▸ **Stated goal**
Transcribe each line of the records below exactly, excluding any embedded images.

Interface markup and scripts
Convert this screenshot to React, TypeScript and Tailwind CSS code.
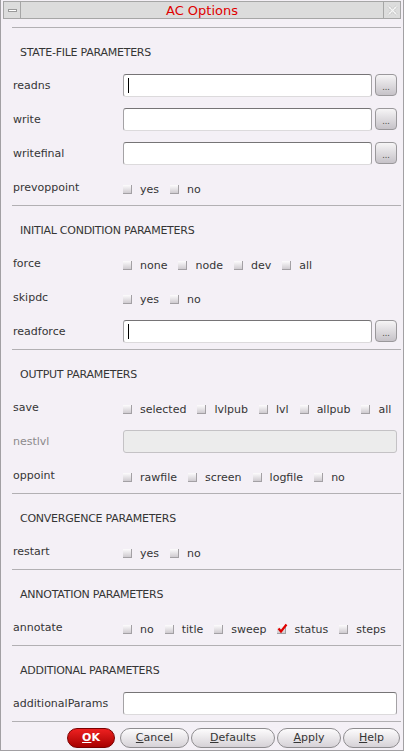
import React from "react";

const Box = ({ checked }: { checked?: boolean }) => (
  <span className="relative block w-[9px] h-[9px] shrink-0 bg-linear-to-b from-[#fdfcfd] to-[#cfcbd0] border-b border-r border-[#a3a0a4]">
    {checked && (
      <svg className="absolute left-[0px] top-[-2px]" width="11" height="11" viewBox="0 0 11 11">
        <path d="M1.5 5.5 L4 8.5 L9.5 1.5" stroke="#e00000" strokeWidth="2.2" fill="none" />
      </svg>
    )}
  </span>
);

const Checks = ({ items, checked }: { items: string[]; checked?: string }) => (
  <div className="flex items-center gap-[11px] pt-[5px]">
    {items.map((t) => (
      <div key={t} className="flex items-center gap-[8px]">
        <Box checked={t === checked} />
        <span className="leading-none">{t}</span>
      </div>
    ))}
  </div>
);

const Input = ({ cursor, button, disabled }: { cursor?: boolean; button?: boolean; disabled?: boolean }) => (
  <div className="flex items-center gap-[3px] w-full">
    <div
      className={
        disabled
          ? "flex-1 h-[23px] bg-[#ececec] border border-[#c4c2c5] rounded-[3px]"
          : "flex-1 h-[23px] bg-white border border-[#a4a2a5] border-t-[#767476] border-b-[#dcdadc] rounded-[3px] flex items-center"
      }
    >
      {cursor && <span className="block w-[1px] h-[15px] bg-black ml-[4px]" />}
    </div>
    {button && (
      <div className="w-[22px] h-[22px] rounded-[4px] border border-[#9a989b] bg-linear-to-b from-[#f6f5f6] to-[#c6c2c8] flex items-end justify-center pb-[3px] text-[8px] leading-none text-[#444]">
        ...
      </div>
    )}
  </div>
);

const Row = ({ label, children, disabled }: { label: string; children?: React.ReactNode; disabled?: boolean }) => (
  <div className="h-[34px] flex items-center">
    <div className={disabled ? "w-[111px] pl-[1px] pt-[2px] text-[#8c8a8c]" : "w-[111px] pl-[1px] pt-[2px] text-[#353535]"}>{label}</div>
    <div className="flex-1 pr-[4px] flex items-center">{children}</div>
  </div>
);

const Section = ({ title, children }: { title: string; children: React.ReactNode }) => (
  <div className="border-t border-[#b2b0b3] pt-[15px] pb-[1px]">
    <div className="h-[20px] flex items-center pl-[8px] pt-[1px] text-[#353535] tracking-[-0.25px]">{title}</div>
    <div className="mt-[5px]">{children}</div>
  </div>
);

const Btn = ({ w, first, rest, ok }: { w: string; first: string; rest: string; ok?: boolean }) => (
  <div
    className={
      ok
        ? `${w} h-[20px] rounded-full border border-[#7a0000] bg-linear-to-b from-[#ee2020] to-[#a80000] flex items-center justify-center text-white font-bold`
        : `${w} h-[20px] rounded-full border border-[#8e8c8f] bg-linear-to-b from-[#fdfcfd] to-[#d6d2d7] flex items-center justify-center text-[#353535]`
    }
  >
    <span>
      <span className="underline">{first}</span>
      {rest}
    </span>
  </div>
);

export default function App() {
  return (
    <div
      className="w-[404px] h-[751px] bg-[#f4f0f6] border-x border-b border-[#a2a0a3] flex flex-col text-[11px] text-[#353535] overflow-hidden"
      style={{ fontFamily: '"DejaVu Sans", sans-serif' }}
    >
      {/* title bar */}
      <div className="h-[20px] pt-[1px] px-[2px] flex bg-[#f4f0f6]">
        <div className="w-[18px] h-[18px] bg-[#dcdcdc] border border-[#a6a6a6] flex items-center justify-center">
          <span className="block w-[9px] h-[3px] bg-white border border-[#9a9a9a]" />
        </div>
        <div className="flex-1 h-[18px] bg-[#dcdcdc] border-y border-r border-[#a6a6a6] flex items-center justify-center text-[13px] text-[#e00000] leading-none">
          AC Options
        </div>
        <div className="w-[17px] h-[18px] bg-[#dcdcdc] border-y border-r border-[#a6a6a6] flex items-center justify-center">
          <svg width="11" height="11" viewBox="0 0 11 11">
            <path d="M1.5 1.5 L9.5 9.5 M9.5 1.5 L1.5 9.5" stroke="#c4c4c4" strokeWidth="3" strokeDasharray="1.5 1" />
            <path d="M1.5 1.5 L9.5 9.5 M9.5 1.5 L1.5 9.5" stroke="#f6f6f6" strokeWidth="1.2" />
          </svg>
        </div>
      </div>

      <div className="mt-[7px] ml-[11px] mr-[2px] flex flex-col">
        <Section title="STATE-FILE PARAMETERS">
          <Row label="readns">
            <Input cursor button />
          </Row>
          <Row label="write">
            <Input button />
          </Row>
          <Row label="writefinal">
            <Input button />
          </Row>
          <Row label="prevoppoint">
            <Checks items={["yes", "no"]} />
          </Row>
        </Section>

        <Section title="INITIAL CONDITION PARAMETERS">
          <Row label="force">
            <Checks items={["none", "node", "dev", "all"]} />
          </Row>
          <Row label="skipdc">
            <Checks items={["yes", "no"]} />
          </Row>
          <Row label="readforce">
            <Input cursor button />
          </Row>
        </Section>

        <Section title="OUTPUT PARAMETERS">
          <Row label="save">
            <Checks items={["selected", "lvlpub", "lvl", "allpub", "all"]} />
          </Row>
          <Row label="nestlvl" disabled>
            <Input disabled />
          </Row>
          <Row label="oppoint">
            <Checks items={["rawfile", "screen", "logfile", "no"]} />
          </Row>
        </Section>

        <Section title="CONVERGENCE PARAMETERS">
          <Row label="restart">
            <Checks items={["yes", "no"]} />
          </Row>
        </Section>

        <Section title="ANNOTATION PARAMETERS">
          <Row label="annotate">
            <Checks items={["no", "title", "sweep", "status", "steps"]} checked="status" />
          </Row>
        </Section>

        <Section title="ADDITIONAL PARAMETERS">
          <Row label="additionalParams">
            <Input />
          </Row>
        </Section>

        <div className="border-t border-[#b2b0b3] pt-[6px] flex justify-end items-center gap-[2px] pr-[1px]">
          <div className="mr-[3px]">
            <Btn w="w-[48px]" first="O" rest="K" ok />
          </div>
          <Btn w="w-[69px]" first="C" rest="ancel" />
          <Btn w="w-[84px]" first="D" rest="efaults" />
          <Btn w="w-[64px]" first="A" rest="pply" />
          <Btn w="w-[57px]" first="H" rest="elp" />
        </div>
      </div>
    </div>
  );
}
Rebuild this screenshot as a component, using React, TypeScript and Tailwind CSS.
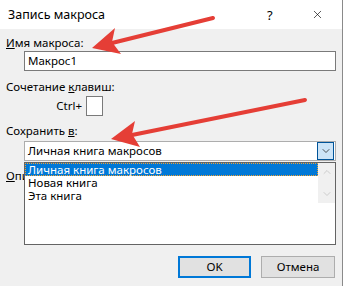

▸ **Correct output**
Convert this screenshot to React, TypeScript and Tailwind CSS code.
import React from "react";

const Box = ({ checked }: { checked?: boolean }) => (
  <span className="relative block w-[9px] h-[9px] shrink-0 bg-linear-to-b from-[#fdfcfd] to-[#cfcbd0] border-b border-r border-[#a3a0a4]">
    {checked && (
      <svg className="absolute left-[0px] top-[-2px]" width="11" height="11" viewBox="0 0 11 11">
        <path d="M1.5 5.5 L4 8.5 L9.5 1.5" stroke="#e00000" strokeWidth="2.2" fill="none" />
      </svg>
    )}
  </span>
);

const Checks = ({ items, checked }: { items: string[]; checked?: string }) => (
  <div className="flex items-center gap-[11px] pt-[5px]">
    {items.map((t) => (
      <div key={t} className="flex items-center gap-[8px]">
        <Box checked={t === checked} />
        <span className="leading-none">{t}</span>
      </div>
    ))}
  </div>
);

const Input = ({ cursor, button, disabled }: { cursor?: boolean; button?: boolean; disabled?: boolean }) => (
  <div className="flex items-center gap-[3px] w-full">
    <div
      className={
        disabled
          ? "flex-1 h-[23px] bg-[#ececec] border border-[#c4c2c5] rounded-[3px]"
          : "flex-1 h-[23px] bg-white border border-[#a4a2a5] border-t-[#767476] border-b-[#dcdadc] rounded-[3px] flex items-center"
      }
    >
      {cursor && <span className="block w-[1px] h-[15px] bg-black ml-[4px]" />}
    </div>
    {button && (
      <div className="w-[22px] h-[22px] rounded-[4px] border border-[#9a989b] bg-linear-to-b from-[#f6f5f6] to-[#c6c2c8] flex items-end justify-center pb-[3px] text-[8px] leading-none text-[#444]">
        ...
      </div>
    )}
  </div>
);

const Row = ({ label, children, disabled }: { label: string; children?: React.ReactNode; disabled?: boolean }) => (
  <div className="h-[34px] flex items-center">
    <div className={disabled ? "w-[111px] pl-[1px] pt-[2px] text-[#8c8a8c]" : "w-[111px] pl-[1px] pt-[2px] text-[#353535]"}>{label}</div>
    <div className="flex-1 pr-[4px] flex items-center">{children}</div>
  </div>
);

const Section = ({ title, children }: { title: string; children: React.ReactNode }) => (
  <div className="border-t border-[#b2b0b3] pt-[15px] pb-[1px]">
    <div className="h-[20px] flex items-center pl-[8px] pt-[1px] text-[#353535] tracking-[-0.25px]">{title}</div>
    <div className="mt-[5px]">{children}</div>
  </div>
);

const Btn = ({ w, first, rest, ok }: { w: string; first: string; rest: string; ok?: boolean }) => (
  <div
    className={
      ok
        ? `${w} h-[20px] rounded-full border border-[#7a0000] bg-linear-to-b from-[#ee2020] to-[#a80000] flex items-center justify-center text-white font-bold`
        : `${w} h-[20px] rounded-full border border-[#8e8c8f] bg-linear-to-b from-[#fdfcfd] to-[#d6d2d7] flex items-center justify-center text-[#353535]`
    }
  >
    <span>
      <span className="underline">{first}</span>
      {rest}
    </span>
  </div>
);

export default function App() {
  return (
    <div
      className="w-[404px] h-[751px] bg-[#f4f0f6] border-x border-b border-[#a2a0a3] flex flex-col text-[11px] text-[#353535] overflow-hidden"
      style={{ fontFamily: '"DejaVu Sans", sans-serif' }}
    >
      {/* title bar */}
      <div className="h-[20px] pt-[1px] px-[2px] flex bg-[#f4f0f6]">
        <div className="w-[18px] h-[18px] bg-[#dcdcdc] border border-[#a6a6a6] flex items-center justify-center">
          <span className="block w-[9px] h-[3px] bg-white border border-[#9a9a9a]" />
        </div>
        <div className="flex-1 h-[18px] bg-[#dcdcdc] border-y border-r border-[#a6a6a6] flex items-center justify-center text-[13px] text-[#e00000] leading-none">
          AC Options
        </div>
        <div className="w-[17px] h-[18px] bg-[#dcdcdc] border-y border-r border-[#a6a6a6] flex items-center justify-center">
          <svg width="11" height="11" viewBox="0 0 11 11">
            <path d="M1.5 1.5 L9.5 9.5 M9.5 1.5 L1.5 9.5" stroke="#c4c4c4" strokeWidth="3" strokeDasharray="1.5 1" />
            <path d="M1.5 1.5 L9.5 9.5 M9.5 1.5 L1.5 9.5" stroke="#f6f6f6" strokeWidth="1.2" />
          </svg>
        </div>
      </div>

      <div className="mt-[7px] ml-[11px] mr-[2px] flex flex-col">
        <Section title="STATE-FILE PARAMETERS">
          <Row label="readns">
            <Input cursor button />
          </Row>
          <Row label="write">
            <Input button />
          </Row>
          <Row label="writefinal">
            <Input button />
          </Row>
          <Row label="prevoppoint">
            <Checks items={["yes", "no"]} />
          </Row>
        </Section>

        <Section title="INITIAL CONDITION PARAMETERS">
          <Row label="force">
            <Checks items={["none", "node", "dev", "all"]} />
          </Row>
          <Row label="skipdc">
            <Checks items={["yes", "no"]} />
          </Row>
          <Row label="readforce">
            <Input cursor button />
          </Row>
        </Section>

        <Section title="OUTPUT PARAMETERS">
          <Row label="save">
            <Checks items={["selected", "lvlpub", "lvl", "allpub", "all"]} />
          </Row>
          <Row label="nestlvl" disabled>
            <Input disabled />
          </Row>
          <Row label="oppoint">
            <Checks items={["rawfile", "screen", "logfile", "no"]} />
          </Row>
        </Section>

        <Section title="CONVERGENCE PARAMETERS">
          <Row label="restart">
            <Checks items={["yes", "no"]} />
          </Row>
        </Section>

        <Section title="ANNOTATION PARAMETERS">
          <Row label="annotate">
            <Checks items={["no", "title", "sweep", "status", "steps"]} checked="status" />
          </Row>
        </Section>

        <Section title="ADDITIONAL PARAMETERS">
          <Row label="additionalParams">
            <Input />
          </Row>
        </Section>

        <div className="border-t border-[#b2b0b3] pt-[6px] flex justify-end items-center gap-[2px] pr-[1px]">
          <div className="mr-[3px]">
            <Btn w="w-[48px]" first="O" rest="K" ok />
          </div>
          <Btn w="w-[69px]" first="C" rest="ancel" />
          <Btn w="w-[84px]" first="D" rest="efaults" />
          <Btn w="w-[64px]" first="A" rest="pply" />
          <Btn w="w-[57px]" first="H" rest="elp" />
        </div>
      </div>
    </div>
  );
}
Rebuild this screenshot as a component, using React, TypeScript and Tailwind CSS.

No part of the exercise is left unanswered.